The army will then have to be in charge of protecting life and property; preserving law and order and preventing and detecting crime. As a result we will have men and women in green patrolling the streets, going after pickpockets, responding to robbery and investigating crime.

Without considering the challenges of policing many would think that since the army, today, is more malleable it would make a suitable replacement — and probably do a better job. There is a point because it is during the time when army officers are at the helm of Police that the institution has progressed attracting university graduates, well-equipped and performed better in executing its mandate. Ironically it is during the tenure of a General that it has come under bashing for brutality, which is only amplified by critics when inflicted on political activities and supporters but not suspects in common crimes.

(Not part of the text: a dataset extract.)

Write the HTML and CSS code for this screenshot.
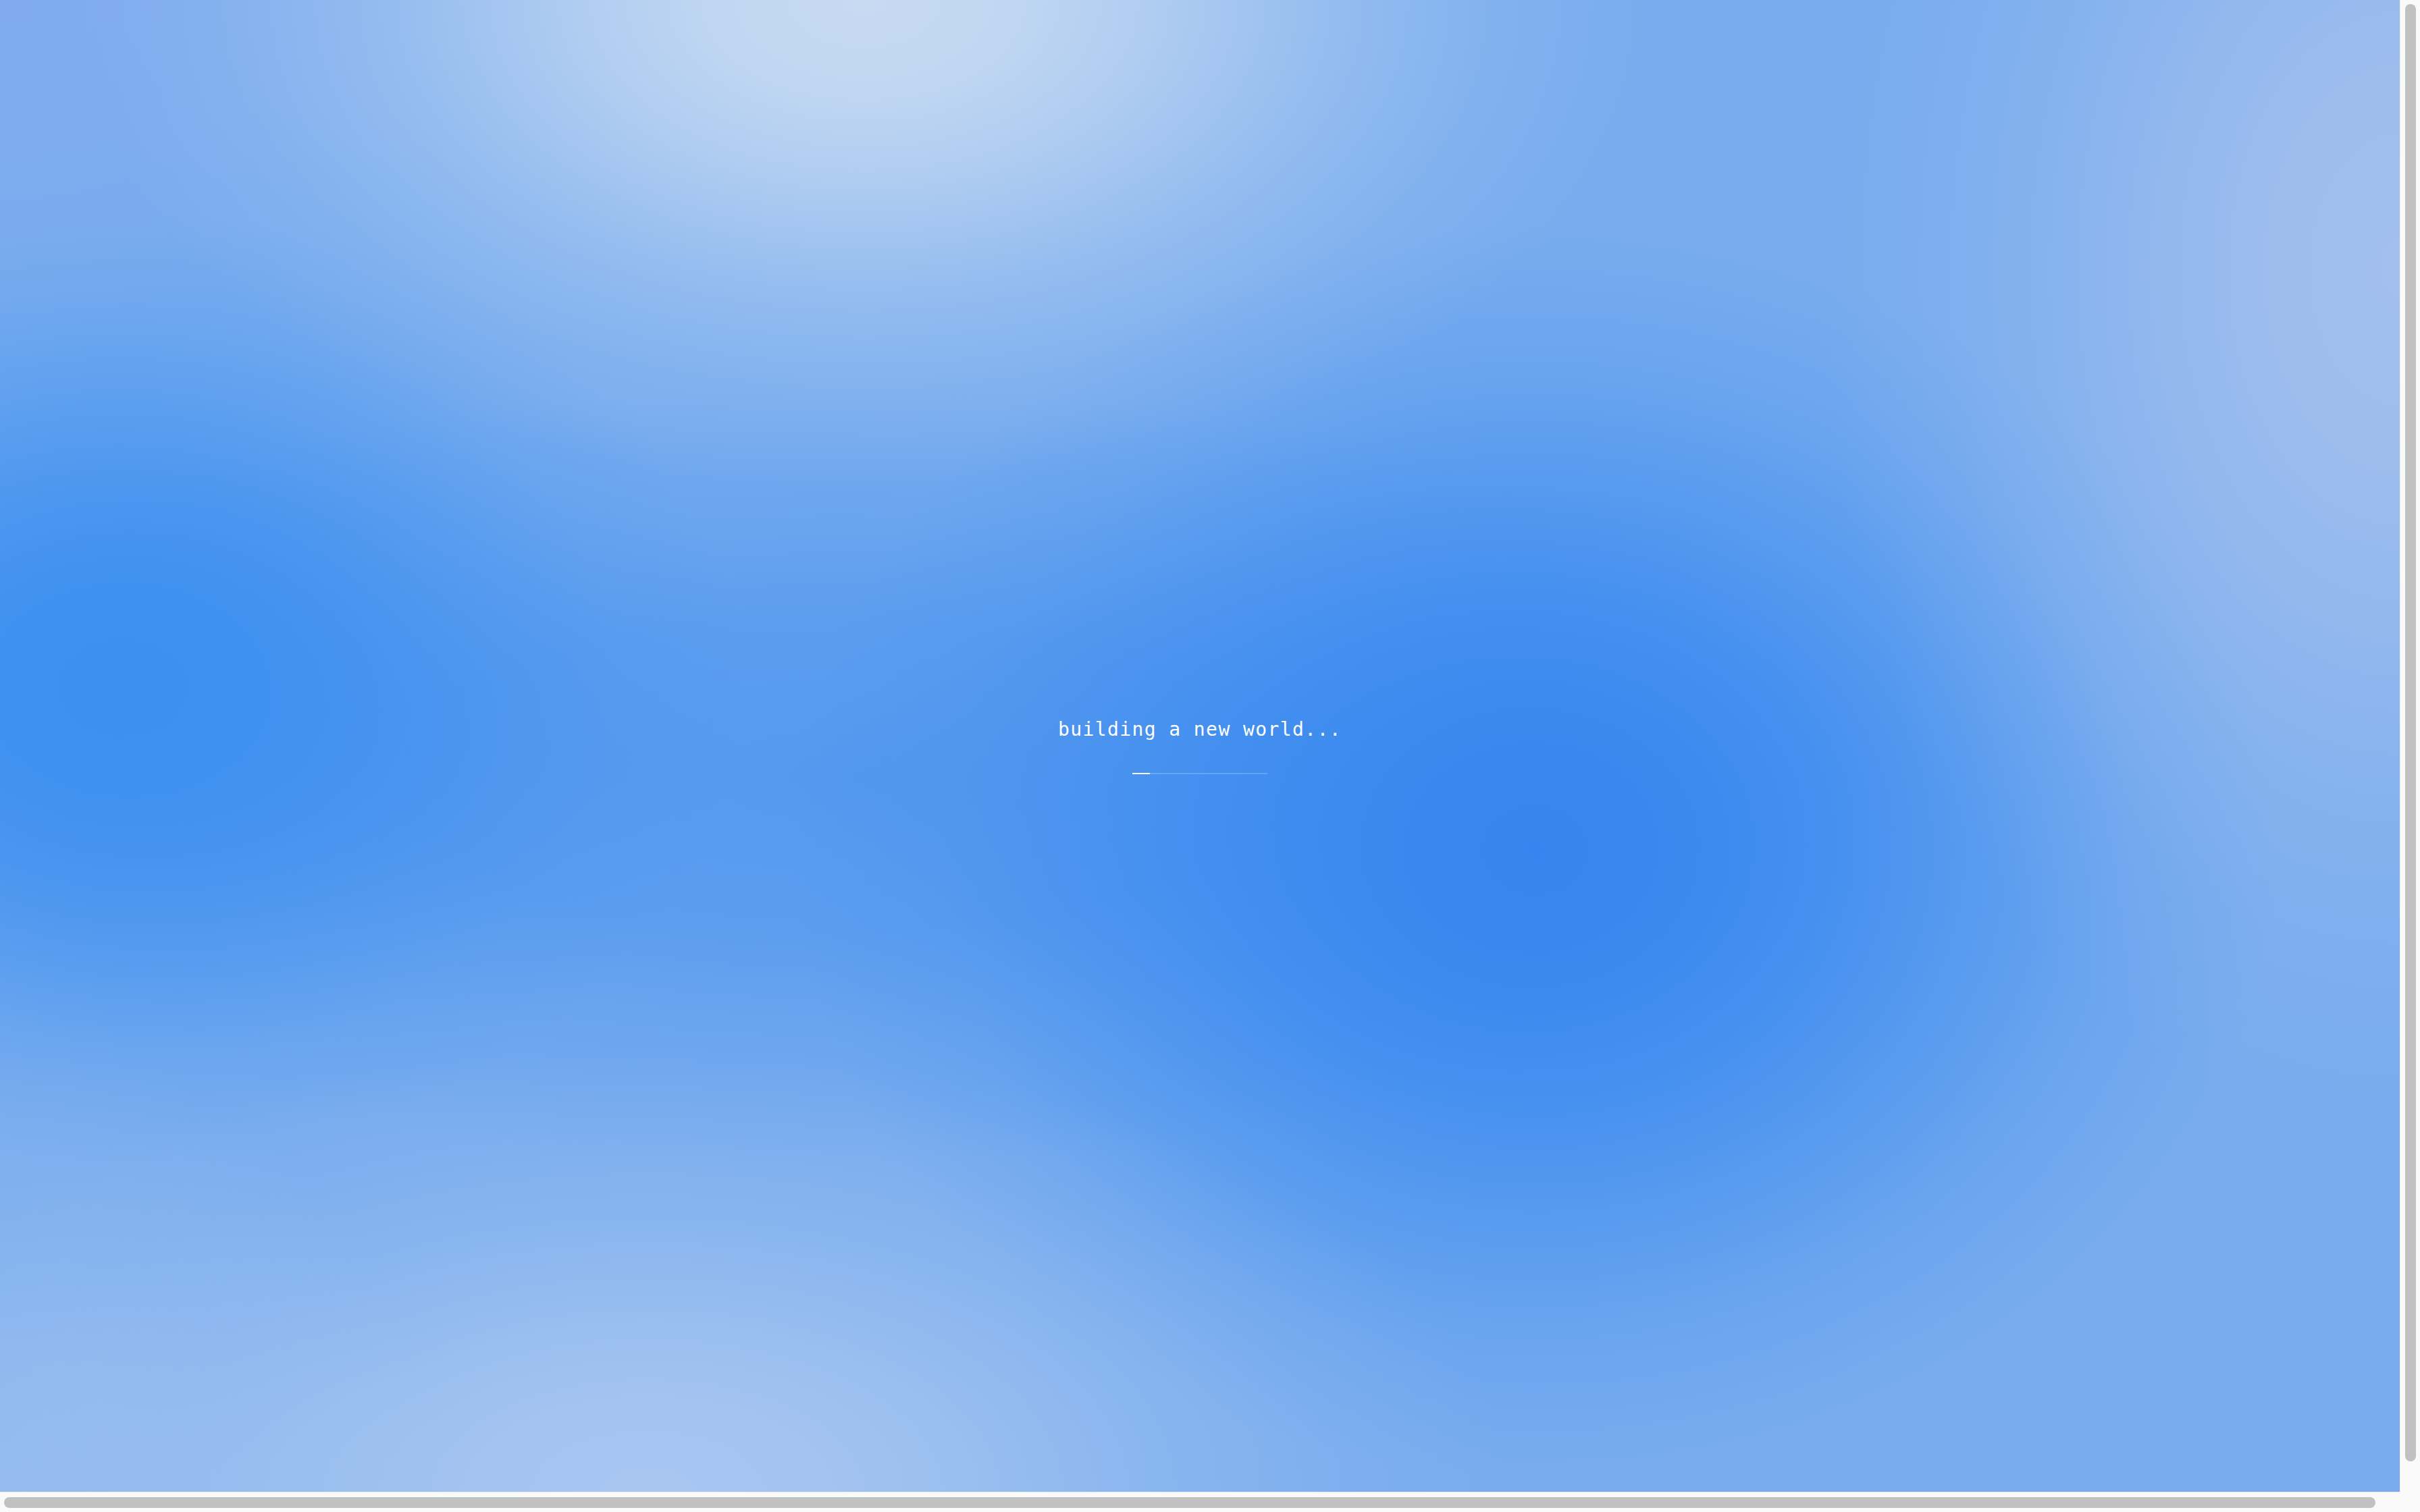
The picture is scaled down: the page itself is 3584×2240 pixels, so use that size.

The other option is getting the Police off the streets. Instead of having them patrolling, station the personnel at Police stations. Probably this would reduce the interface between the Police and the public to avert any ugly scenes. They should stay put even when there is a riot or demonstration. Because if deployed to quell such activities their actions could escalate into brutality especially in cases where rioters or demonstrators do not respect lawful orders.

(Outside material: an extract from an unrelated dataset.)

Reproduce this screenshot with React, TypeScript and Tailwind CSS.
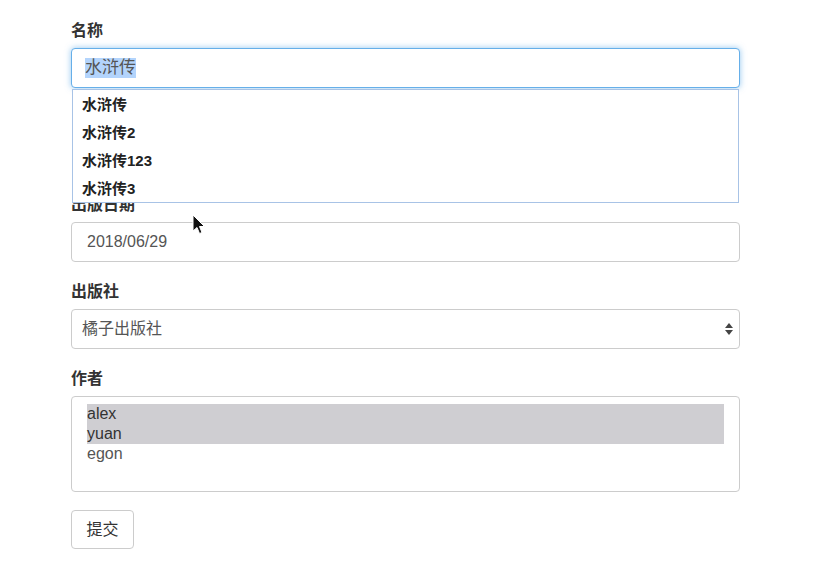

In case of any breach of the law, it would be upon the victim to report to the station. It also means whoever is hurt or loses property during processions or demonstrations have the onus of reporting to Police. The above two choices provide unacceptable scenarios. If the army were to take over Police duty there would be an uproar.

The argument, rightly so, would be the army should be in the barrack and since Uganda is not a military state the UPDF has no business on the streets. On the other hand restricting the Police to the stations would be a recipe for chaos and in effect would be failing its duty of keeping law and order.

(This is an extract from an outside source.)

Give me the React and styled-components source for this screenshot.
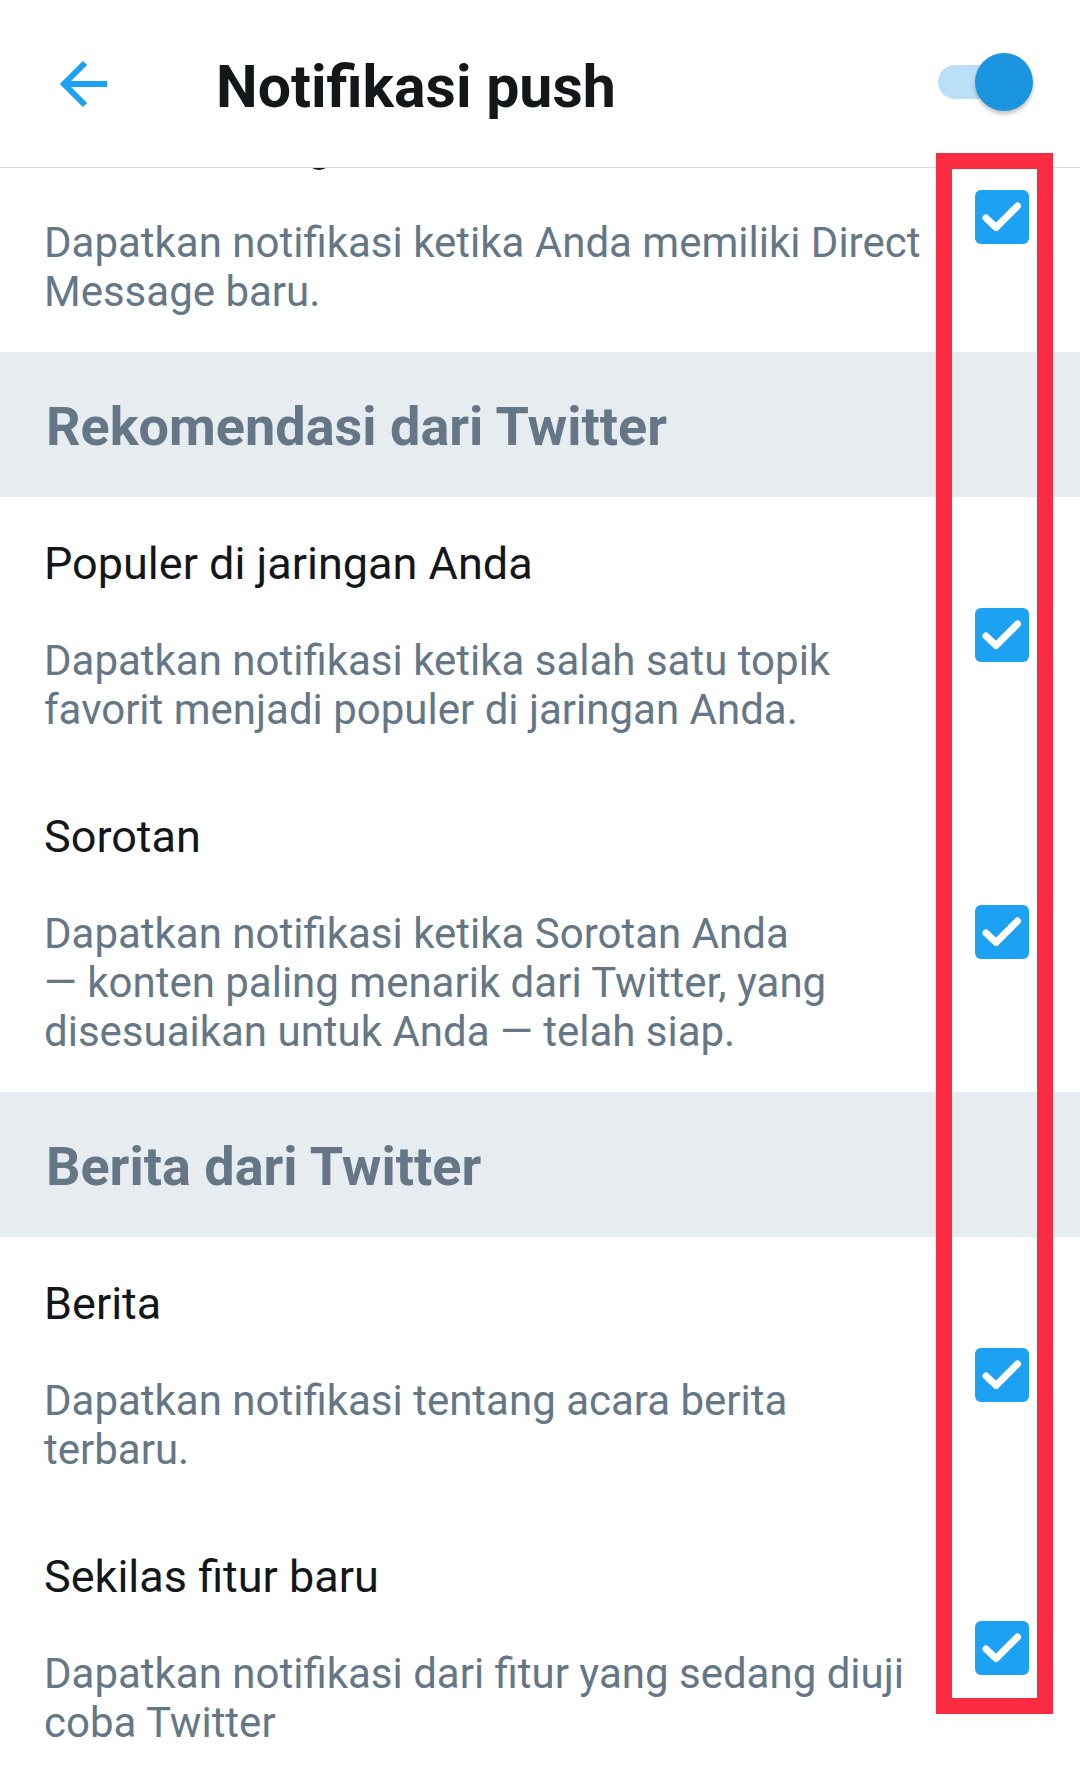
import React from 'react';
import styled, { createGlobalStyle } from 'styled-components';

const GlobalStyle = createGlobalStyle`
  html, body {
    margin: 0;
    padding: 0;
    background: #ffffff;
  }
  body {
    font-family: Roboto, "Noto Sans", "Liberation Sans", sans-serif;
    -webkit-font-smoothing: antialiased;
  }
`

const Screen = styled.div`
  position: relative;
  width: 1080px;
  height: 1781px;
  overflow: hidden;
  background: #ffffff;
  display: flex;
  flex-direction: column;
`

const Header = styled.header`
  position: relative;
  z-index: 2;
  height: 167px;
  display: flex;
  align-items: center;
  padding: 0 47px 0 60px;
  background: #ffffff;
  border-bottom: 1px solid #d3dbe0;
  flex-shrink: 0;
`

const BackButton = styled.button`
  display: flex;
  align-items: center;
  justify-content: center;
  width: 48px;
  height: 48px;
  padding: 0;
  margin: 0 108px 0 0;
  border: none;
  background: none;
  color: #1da1f2;
`

const Title = styled.h1`
  flex: 1;
  margin: 6px 0 0;
  font-size: 59px;
  font-weight: 700;
  color: #14171a;
  letter-spacing: 0;
`

const Switch = styled.div`
  position: relative;
  width: 95px;
  height: 58px;
  margin-top: -4px;
  &::before {
    content: '';
    position: absolute;
    left: 0;
    top: 12px;
    width: 84px;
    height: 34px;
    border-radius: 17px;
    background: #bcdff8;
  }
`

const Thumb = styled.span`
  position: absolute;
  right: 0;
  top: 0;
  width: 58px;
  height: 58px;
  border-radius: 50%;
  background: #1b95e0;
  box-shadow: 0 3px 4px rgba(0, 0, 0, 0.25);
`

const ScrollArea = styled.main`
  flex: 1;
  overflow: hidden;
`

const List = styled.div`
  margin-top: -89px;
  display: flex;
  flex-direction: column;
`

const SectionHeader = styled.div`
  height: 145px;
  display: flex;
  align-items: center;
  padding: 4px 46px 0;
  box-sizing: border-box;
  background: #e6ecf0;
  color: #657786;
  font-size: 54px;
  font-weight: 700;
`

const Row = styled.div`
  display: flex;
  align-items: center;
  padding: 42px 51px 36px 44px;
`

const RowText = styled.div`
  flex: 1;
  display: flex;
  flex-direction: column;
  gap: 48px;
  font-size: 42px;
  line-height: 49px;
`

const RowTitle = styled.div`
  color: #14171a;
  font-size: 45px;
`

const RowDescription = styled.div`
  color: #657786;
  white-space: nowrap;
`

const CheckBox = styled.span`
  flex-shrink: 0;
  width: 54px;
  height: 54px;
  margin-top: -4px;
  border-radius: 6px;
  background: ${(props) => (props.checked ? '#1da1f2' : '#ffffff')};
  display: flex;
  align-items: center;
  justify-content: center;
`

const Highlight = styled.div`
  position: absolute;
  z-index: 3;
  left: 936px;
  top: 153px;
  width: 117px;
  height: 1561px;
  box-sizing: border-box;
  border: 16px solid #fb2c41;
  pointer-events: none;
`

const sections = [
  {
    rows: [
      {
        title: 'Direct Message',
        lines: ['Dapatkan notifikasi ketika Anda memiliki Direct', 'Message baru.'],
      },
    ],
  },
  {
    heading: 'Rekomendasi dari Twitter',
    rows: [
      {
        title: 'Populer di jaringan Anda',
        lines: ['Dapatkan notifikasi ketika salah satu topik', 'favorit menjadi populer di jaringan Anda.'],
      },
      {
        title: 'Sorotan',
        lines: [
          'Dapatkan notifikasi ketika Sorotan Anda',
          '— konten paling menarik dari Twitter, yang',
          'disesuaikan untuk Anda — telah siap.',
        ],
      },
    ],
  },
  {
    heading: 'Berita dari Twitter',
    rows: [
      {
        title: 'Berita',
        lines: ['Dapatkan notifikasi tentang acara berita', 'terbaru.'],
      },
      {
        title: 'Sekilas fitur baru',
        lines: ['Dapatkan notifikasi dari fitur yang sedang diuji', 'coba Twitter'],
      },
    ],
  },
];

const BackArrow = () => (
  <svg width="48" height="48" viewBox="0 0 48 48" fill="none" stroke="currentColor" strokeWidth="6" strokeLinecap="butt" strokeLinejoin="miter">
    <path d="M47 24H5" />
    <path d="M25 3L4 24l21 21" />
  </svg>
);

const Check = () => (
  <svg width="54" height="54" viewBox="0 0 54 54" fill="none" stroke="#ffffff" strokeWidth="7" strokeLinecap="round" strokeLinejoin="round">
    <path d="M11 28l10 9.5L42.5 16" />
  </svg>
);

const SettingRow = ({ row }) => (
  <Row>
    <RowText>
      <RowTitle>{row.title}</RowTitle>
      <RowDescription>
        {row.lines.map((line, i) => (
          <React.Fragment key={i}>
            {i > 0 && <br />}
            {line}
          </React.Fragment>
        ))}
      </RowDescription>
    </RowText>
    <CheckBox checked>
      <Check />
    </CheckBox>
  </Row>
);

const App = () => {
  return (
    <>
      <GlobalStyle />
      <Screen>
        <Header>
          <BackButton aria-label="Kembali">
            <BackArrow />
          </BackButton>
          <Title>Notifikasi push</Title>
          <Switch role="switch" aria-checked="true">
            <Thumb />
          </Switch>
        </Header>
        <ScrollArea>
          <List>
            {sections.map((section, i) => (
              <React.Fragment key={i}>
                {section.heading && <SectionHeader>{section.heading}</SectionHeader>}
                {section.rows.map((row) => (
                  <SettingRow key={row.title} row={row} />
                ))}
              </React.Fragment>
            ))}
          </List>
        </ScrollArea>
        <Highlight />
      </Screen>
    </>
  );
};

export default App;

Only a day of Police absence would be disastrous, which confirms that they have a role to play. They could have battered Besigye’s supporters publicly and demonstrated gross unprofessionalism but they have also averted and solved many crimes. It is in their bid to avert chaos, crime and ensure law and order Police inadvertently find themselves in politics.

The opposition, especially Besigye, has lured the entire force into politics and ensnared it for a bashing. Besigye is neither Police’s problem nor opponent.  But over the years it seems he has become police’s problems and has successfully projected police as his problem.

 His party, FDC, fielded him as a presidential candidate in the February 18 election to contest against the National Resistance Movement and President Yoweri Museveni, its flag-bearer. So, Besigye is a political issue but clever as he is, using his defiance campaign to breach the law or threaten to and Police responds highhandedly. So he or his supporters get publicity as victims of Police brutality and the force’s image is dented. Consequently the Police’s other duties and successes are eclipsed by handling Besigye and its work narrowed to this political issue.